Lors des négociations commerciales avec des fournisseurs, les centrales d'achats ne peuvent pas négocier des rabais sans contrepartie. Par exemple, si à la fin de la négociation avec Coca-Cola, l'acheteur de Leclerc exige un nouveau rabais de 2% sous peine de le déréférencer de ses magasins, il sera en dehors des clous de la loi. Il devra pour que ce rabais soit jugé légal lui proposer une mise en avant de ses produits sur un prospectus ou en magasin sur des têtes de gondole. 

"Cette contrepartie doit qui plus est être proportionnée, précise Olivier Dauvers. Si Leclerc dit à une marque "tu me fais 2% de rabais et en échange je te donne toutes les données de sorties de caisses pour tes produits", ça risque de ne pas être suffisant." 

Est-ce le type de pratiques que la DGCCRF a mis au jour dans les documents collectés? La justice devra trancher. 

En attendant, Leclerc a pour le moment répliqué sur le terrain de la "morale" plus que du droit en arguant du fait que sa centrale en Belgique ne négociait qu'avec des géants de l'agroalimentaire. Autrement dit qu'elle ne mettait pas sous pression les petits producteurs et agriculteurs français. "Leclerc négocie avec 27 multinationales et il n'y a que des très gros comme Procter, Coca, Nestlé, Unilver, Danone, Pepsico etc., indique Olivier Dauvers. Mais Carrefour et Système U négocie avec plus de grands groupes dans sa super-centrale puisque c'est 80 entreprises."

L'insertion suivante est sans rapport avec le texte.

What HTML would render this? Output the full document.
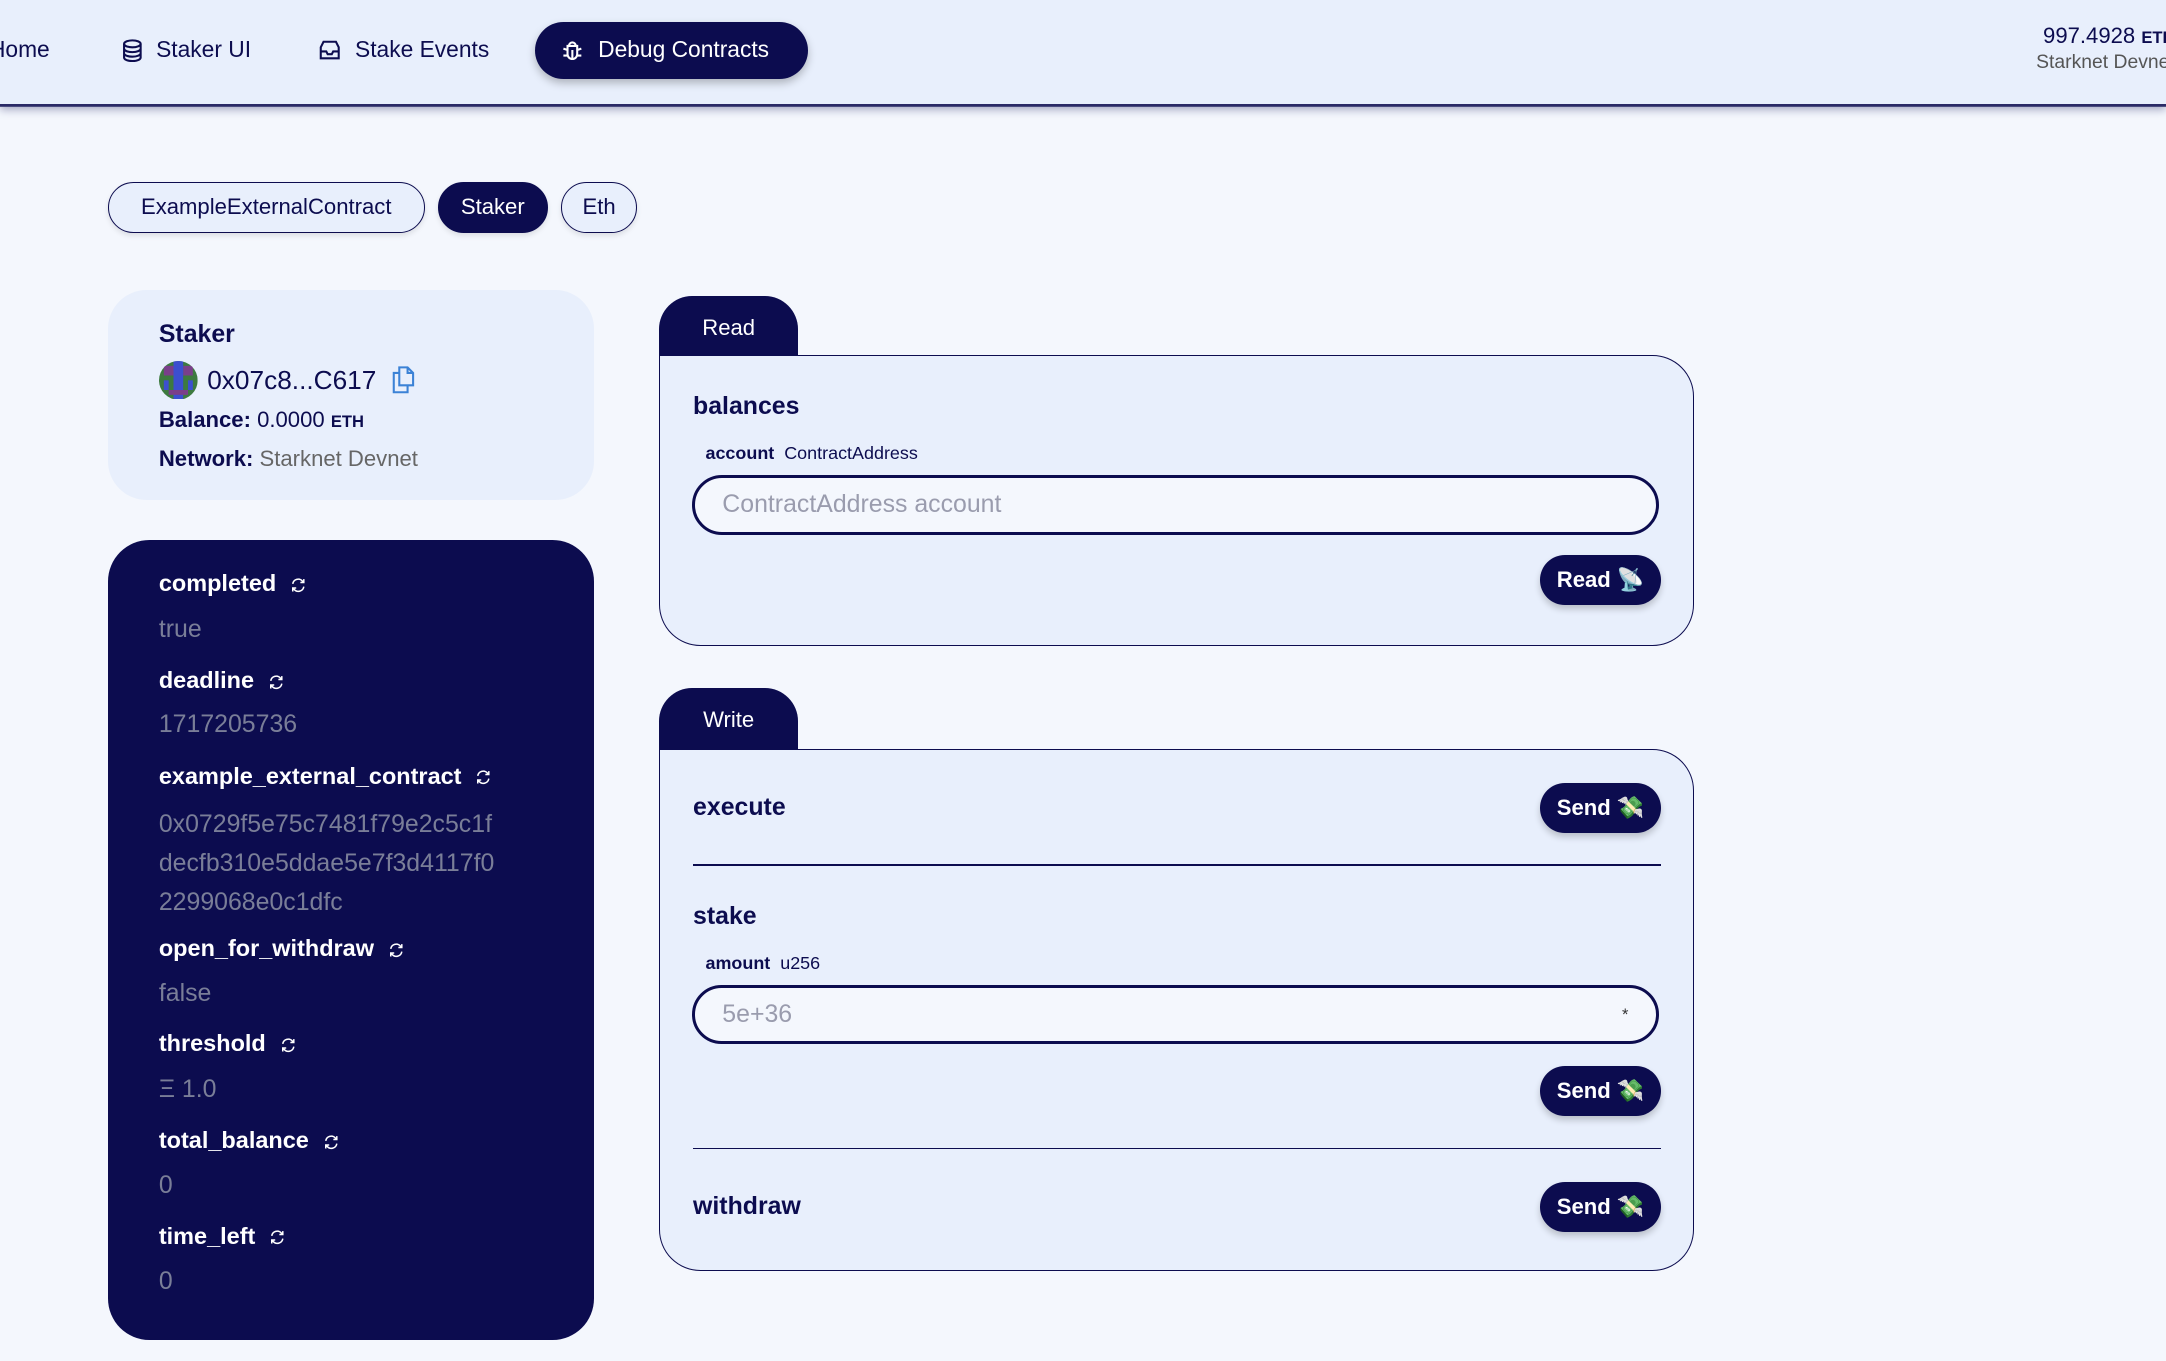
<!DOCTYPE html>
<html><head><meta charset="utf-8"><style>
html{zoom:1.38138}
body{margin:0;width:1568px;height:985px;overflow:hidden;background:#f4f7fd;font-family:"Liberation Sans",sans-serif;color:#0c0c4f;position:relative}
.a{position:absolute;white-space:nowrap}
.hdr{position:absolute;left:0;top:0;width:1568px;height:75px;background:#e8effc;box-shadow:0 2px 0 #2a2a66,0 4px 6px rgba(12,12,79,.35)}
.nav{font-size:16.5px;top:26px}
.pill{position:absolute;border:1px solid #0c0c4f;border-radius:20px;background:#e8effc;font-size:16px;height:35px;line-height:35px;text-align:center;box-shadow:0 2px 4px rgba(0,0,0,.1)}
.dk{background:#0c0c4f;color:#fff}
.lbl{font-weight:bold;font-size:17px;color:#fff;left:37px}
.val{font-size:18px;color:#7a7e98;left:37px}
.ref{display:inline-block;margin-left:10px;vertical-align:middle;width:12px;height:12px}
.box{position:absolute;left:477px;width:748px;border:1px solid #0c0c4f;border-radius:30px;border-top-left-radius:0;background:#e8effc}
.tab{position:absolute;left:477px;width:101px;height:44px;background:#0c0c4f;color:#fff;border-radius:24px 24px 0 0;font-size:16px;text-align:center;line-height:46px}
.fn{font-weight:bold;font-size:18px;left:24px}
.btn{position:absolute;left:637px;width:88px;height:36px;border-radius:18px;background:#0c0c4f;color:#fff;font-weight:bold;font-size:16px;line-height:36px;text-align:center;box-shadow:0 3px 5px rgba(0,0,0,.2)}
.inp{position:absolute;left:23px;width:696px;height:39px;border:2.5px solid #0c0c4f;border-radius:22px;background:#f4f7fd;font-size:18px;color:#9a9cae;line-height:39px;text-indent:20px}
.hr{position:absolute;left:24px;width:701px;height:1px;background:#0c0c4f}
</style></head><body>
<svg width="0" height="0" style="position:absolute"><defs><symbol id="r" viewBox="0 0 12 12"><path d="M2 5a4 4 0 017-2l1 1M10 7a4 4 0 01-7 2L2 8M10 1.5V4H7.5M2 10.5V8h2.5" fill="none" stroke="#fff" stroke-width="1.1"/></symbol></defs></svg>
<div class="hdr">
<div class="a nav" style="left:-8px">Home</div>
<svg class="a" style="left:88px;top:28px" width="15" height="17" viewBox="0 0 15 17" fill="none" stroke="#0c0c4f" stroke-width="1.5"><ellipse cx="7.5" cy="3.5" rx="6" ry="2.5"/><path d="M1.5 3.5v10c0 1.4 2.7 2.5 6 2.5s6-1.1 6-2.5v-10M1.5 7c0 1.4 2.7 2.5 6 2.5s6-1.1 6-2.5M1.5 10.3c0 1.4 2.7 2.5 6 2.5s6-1.1 6-2.5"/></svg>
<div class="a nav" style="left:113px">Staker UI</div>
<svg class="a" style="left:230px;top:28px" width="17" height="16" viewBox="0 0 17 16" fill="none" stroke="#0c0c4f" stroke-width="1.5"><path d="M2 6l2-4h9l2 4v8H2z M2 9h4l1 2h3l1-2h4"/></svg>
<div class="a nav" style="left:257px">Stake Events</div>
<div class="a dk" style="left:387px;top:16px;width:198px;height:41px;border-radius:21px;box-shadow:0 3px 6px rgba(0,0,0,.25)"></div>
<svg class="a" style="left:407px;top:28px" width="15" height="17" viewBox="0 0 15 17" fill="none" stroke="#fff" stroke-width="1.5"><path d="M4 5h7v6a3.5 3.5 0 01-7 0z M5 5a2.5 2.5 0 015 0 M1 7l3 1 M14 7l-3 1 M1 12h3 M14 12h-3 M7.5 8v7"/></svg>
<div class="a nav" style="left:433px;color:#fff">Debug Contracts</div>
<div class="a" style="left:1479px;top:17px;font-size:16px">997.4928 <b style="font-size:12px">ETH</b></div>
<div class="a" style="left:1474px;top:38px;font-size:14px;color:#555">Starknet Devnet</div>
</div>

<div class="pill" style="left:78px;top:132px;width:228px">ExampleExternalContract</div>
<div class="pill dk" style="left:317px;top:132px;width:78px">Staker</div>
<div class="pill" style="left:406px;top:132px;width:54px">Eth</div>

<div class="a" style="left:78px;top:210px;width:352px;height:152px;background:#e8effc;border-radius:28px">
<div class="a" style="left:37px;top:22px;font-weight:bold;font-size:18px">Staker</div>
<svg class="a" style="left:37px;top:51px" width="28" height="28" viewBox="0 0 8 8"><defs><clipPath id="c"><circle cx="4" cy="4" r="4"/></clipPath></defs><g clip-path="url(#c)"><rect width="8" height="8" fill="#3d7a3f"/><rect x="1" y="1" width="2" height="2" fill="#7a3f8a"/><rect x="5" y="1" width="2" height="2" fill="#7a3f8a"/><rect x="3" y="0" width="2" height="8" fill="#3c4fd0"/><rect x="1" y="4" width="1" height="2" fill="#3c4fd0"/><rect x="6" y="4" width="1" height="2" fill="#3c4fd0"/><rect x="2" y="6" width="4" height="1" fill="#7a3f8a"/></g></svg>
<div class="a" style="left:72px;top:54px;font-size:19px">0x07c8...C617</div>
<svg class="a" style="left:205px;top:55px" width="18" height="20" viewBox="0 0 18 20" fill="none" stroke="#3b82d6" stroke-width="1.5"><path d="M6 1h6l4 4v9H6z M12 1v4h4 M6 5H2v14h10v-5"/></svg>
<div class="a" style="left:37px;top:85px;font-size:16px"><b>Balance:</b> 0.0000 <b style="font-size:12px">ETH</b></div>
<div class="a" style="left:37px;top:113px;font-size:16px"><b>Network:</b> <span style="color:#666">Starknet Devnet</span></div>
</div>

<div class="a" style="left:78px;top:391px;width:352px;height:579px;background:#0c0c4f;border-radius:30px">
<div class="a lbl" style="top:22px">completed<svg class="ref"><use href="#r"/></svg></div>
<div class="a val" style="top:54px">true</div>
<div class="a lbl" style="top:92px">deadline<svg class="ref"><use href="#r"/></svg></div>
<div class="a val" style="top:123px">1717205736</div>
<div class="a lbl" style="top:161px">example_external_contract<svg class="ref"><use href="#r"/></svg></div>
<div class="a val" style="top:192px;line-height:28px">0x0729f5e75c7481f79e2c5c1f<br>decfb310e5ddae5e7f3d4117f0<br>2299068e0c1dfc</div>
<div class="a lbl" style="top:286px">open_for_withdraw<svg class="ref"><use href="#r"/></svg></div>
<div class="a val" style="top:318px">false</div>
<div class="a lbl" style="top:355px">threshold<svg class="ref"><use href="#r"/></svg></div>
<div class="a val" style="top:387px">Ξ 1.0</div>
<div class="a lbl" style="top:425px">total_balance<svg class="ref"><use href="#r"/></svg></div>
<div class="a val" style="top:457px">0</div>
<div class="a lbl" style="top:494px">time_left<svg class="ref"><use href="#r"/></svg></div>
<div class="a val" style="top:526px">0</div>
</div>

<div class="tab" style="top:214px">Read</div>
<div class="box" style="top:257px;height:209px">
<div class="a fn" style="top:26px">balances</div>
<div class="a" style="left:33px;top:63px;font-size:13px"><b>account</b>&nbsp; ContractAddress</div>
<div class="inp" style="top:86px">ContractAddress account</div>
<div class="btn" style="top:144px">Read 📡</div>
</div>

<div class="tab" style="top:498px">Write</div>
<div class="box" style="top:542px;height:377px">
<div class="a fn" style="top:31px">execute</div>
<div class="btn" style="top:24px">Send 💸</div>
<div class="hr" style="top:83px"></div>
<div class="a fn" style="top:110px">stake</div>
<div class="a" style="left:33px;top:147px;font-size:13px"><b>amount</b>&nbsp; u256</div>
<div class="inp" style="top:170px">5e+36<span style="position:absolute;right:20px;color:#333;font-size:12px">*</span></div>
<div class="btn" style="top:229px">Send 💸</div>
<div class="hr" style="top:288px"></div>
<div class="a fn" style="top:320px">withdraw</div>
<div class="btn" style="top:313px">Send 💸</div>
</div>
</body></html>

Peut-être que Leclerc a des pratiques de négociation abusives que n'ont pas les autres distributeurs. En tout cas, en s'attaquant à Leclerc, le gouvernement s'attaque aussi à un symbole. "Il est évident que c'est une décision politique, analyse Olivier Dauvers. Leclerc c'est par principe la meilleure cible pour préparer un durcissement de la législation car en s'attaquant à lui, le gouvernement sait qu'il entraîne avec lui les petits producteurs et les agriculteurs." Bref menacer Leclerc d'une amende c'est aussi faire des œillades au monde agricole.